| Prompt |
Locate all lines with the word "index" and copy them out.

'''

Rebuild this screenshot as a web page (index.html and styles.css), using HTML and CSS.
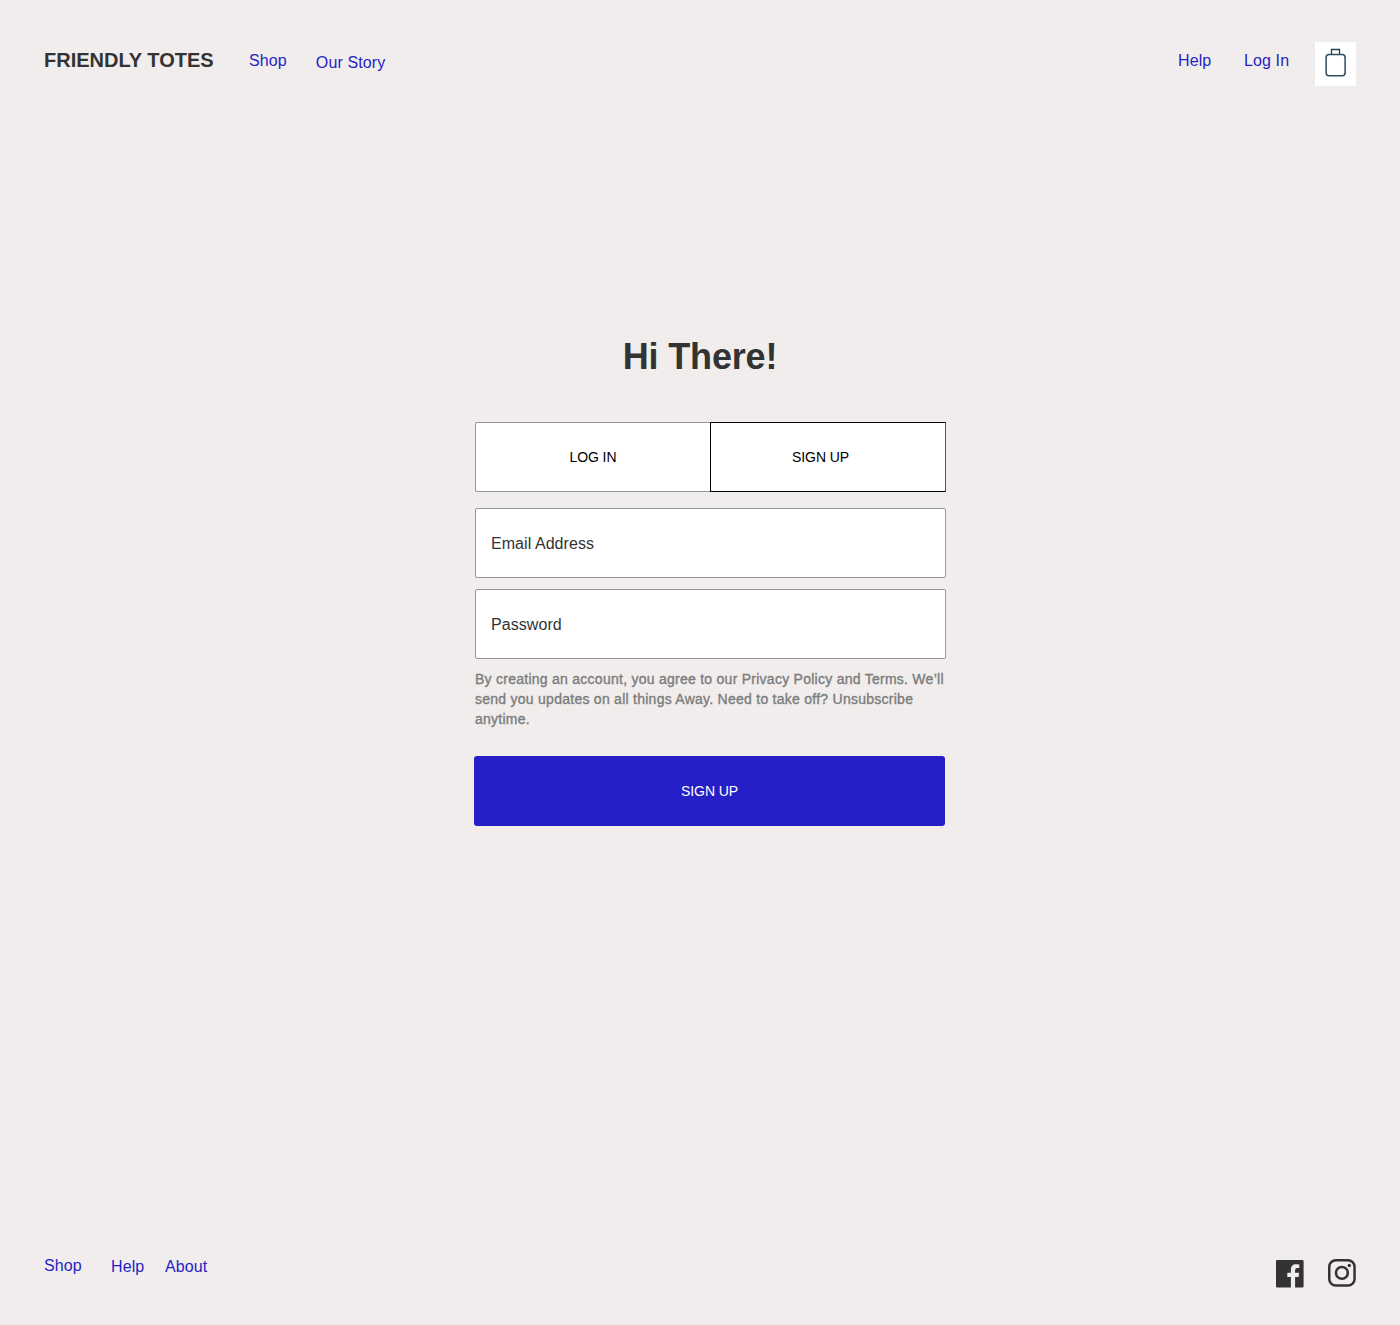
FILE: index.html
```html
<!DOCTYPE html>
<html lang="en">
<head>
  <meta charset="utf-8">
  <title>Friendly Totes</title>
  <link rel="stylesheet" href="styles.css">
</head>
<body>
  <div class="page">
    <header class="header">
      <a class="brand" href="#">FRIENDLY TOTES</a>
      <nav class="nav-main">
        <a class="link" href="#">Shop</a>
        <a class="link link-story" href="#">Our Story</a>
      </nav>
      <nav class="nav-account">
        <a class="link link-help" href="#">Help</a>
        <a class="link link-login" href="#">Log In</a>
        <a class="bag" href="#" aria-label="Bag">
          <svg width="41" height="44" viewBox="0 0 41 44" fill="none">
            <path d="M16.5 12.5v-5h8v5" stroke="#1d3e55" stroke-width="1.3"/>
            <rect x="11.1" y="12.6" width="19" height="21.2" rx="3" stroke="#2c4c61" stroke-width="1.5"/>
          </svg>
        </a>
      </nav>
    </header>

    <main class="account">
      <h1 class="title">Hi There!</h1>
      <div class="tabs">
        <button class="tab" type="button">LOG IN</button>
        <button class="tab tab-active" type="button">SIGN UP</button>
      </div>
      <div class="field">Email Address</div>
      <div class="field">Password</div>
      <p class="terms">By creating an account, you agree to our Privacy Policy and Terms. We’ll<br>send you updates on all things Away. Need to take off? Unsubscribe<br>anytime.</p>
      <button class="submit" type="button">SIGN UP</button>
    </main>

    <footer class="footer">
      <nav class="nav-footer">
        <a class="link footer-shop" href="#">Shop</a>
        <a class="link footer-help" href="#">Help</a>
        <a class="link footer-about" href="#">About</a>
      </nav>
      <div class="social">
        <a class="facebook" href="#" aria-label="Facebook">
          <svg width="28" height="28" viewBox="0 0 28 28">
            <path fill="#333" d="M1.4 0H26.2Q27.6 0 27.6 1.4V26.2Q27.6 27.6 26.2 27.6H19.1V17H22.6L23.1 12.8H19.1V10.2Q19.1 8.1 21.1 8.1H23.3V4.4Q21.9 4.2 20.1 4.2C16.8 4.2 14.9 6.2 14.9 9.6V12.8H11.3V17H14.9V27.6H1.4Q0 27.6 0 26.2V1.4Q0 0 1.4 0Z"/>
          </svg>
        </a>
        <a class="instagram" href="#" aria-label="Instagram">
          <svg width="28" height="28" viewBox="0 0 28 28" fill="none" stroke="#333" stroke-width="2.5">
            <rect x="1.25" y="1.25" width="25.3" height="25.3" rx="6.6"/>
            <circle cx="13.9" cy="13.9" r="5.9"/>
            <circle cx="21.3" cy="6.5" r="1.7" fill="#333" stroke="none"/>
          </svg>
        </a>
      </div>
    </footer>
  </div>
</body>
</html>
```
FILE: styles.css
```css
* {
  box-sizing: border-box;
}

body {
  margin: 0;
  background: #f0edec;
  color: #333;
  font: 16px/20px "Liberation Sans", Arial, sans-serif;
}

a {
  color: inherit;
  text-decoration: none;
}

button {
  padding: 0;
  font: inherit;
}

svg {
  display: block;
}

.page {
  display: flex;
  flex-direction: column;
  min-height: 1325px;
}

.header {
  display: flex;
  align-items: flex-start;
  height: 128px;
  padding: 42px 44px 0;
}

.brand {
  width: 205px;
  padding-top: 6px;
  font-size: 20px;
  font-weight: 700;
  line-height: 24px;
  white-space: nowrap;
}

.link {
  color: #261ec6;
  letter-spacing: 0.12px;
  white-space: nowrap;
}

.nav-main {
  display: flex;
  gap: 29px;
  padding-top: 9px;
}

.link-story {
  padding-top: 2px;
}

.nav-account {
  display: flex;
  margin-left: auto;
}

.link-help {
  width: 66px;
  padding-top: 9px;
}

.link-login {
  width: 71px;
  padding-top: 9px;
}

.bag {
  width: 41px;
  height: 44px;
  background: #fff;
}

.account {
  display: flex;
  flex-direction: column;
  width: 471px;
  margin: 207px 0 0 475px;
}

.title {
  align-self: center;
  margin: 0 21px 43px 0;
  font-size: 36px;
  letter-spacing: -0.15px;
  line-height: 44px;
}

.tabs {
  display: grid;
  grid-template-columns: 235px 236px;
  height: 70px;
  margin-bottom: 16px;
}

.tab {
  border: 1px solid #979797;
  border-right: 0;
  border-radius: 2px 0 0 2px;
  background: #fff;
  color: #000;
  font-size: 14px;
  letter-spacing: -0.1px;
}

.tab-active {
  padding-right: 15px;
  border: 1px solid #000;
  border-right-color: #555;
  border-radius: 0;
}

.field {
  height: 70px;
  margin-bottom: 11px;
  padding: 25px 15px 0;
  border: 1px solid #979797;
  border-radius: 2px;
  background: #fff;
  letter-spacing: 0.06px;
}

.terms {
  margin: -1px 0 27px;
  color: #7c7c7c;
  font-size: 14px;
  letter-spacing: 0.26px;
  line-height: 20px;
  white-space: nowrap;
  -webkit-text-stroke: 0.35px #7c7c7c;
}

.submit {
  width: 471px;
  height: 70px;
  margin-left: -1px;
  border: 0;
  border-radius: 3px;
  background: #261ec6;
  color: #fff;
  font-size: 14px;
  letter-spacing: -0.1px;
}

.footer {
  display: flex;
  justify-content: space-between;
  align-items: flex-start;
  height: 69px;
  margin-top: auto;
  padding: 0 44px;
}

.nav-footer {
  display: flex;
}

.footer-shop {
  width: 67px;
}

.footer-help {
  width: 54px;
  padding-top: 1px;
}

.footer-about {
  padding-top: 1px;
}

.social {
  display: flex;
  gap: 24px;
  padding-top: 3px;
}

.facebook {
  padding-top: 1px;
}
```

'''

| Worked solution |
Rebuild this screenshot as a web page (index.html and styles.css), using HTML and CSS.
FILE: index.html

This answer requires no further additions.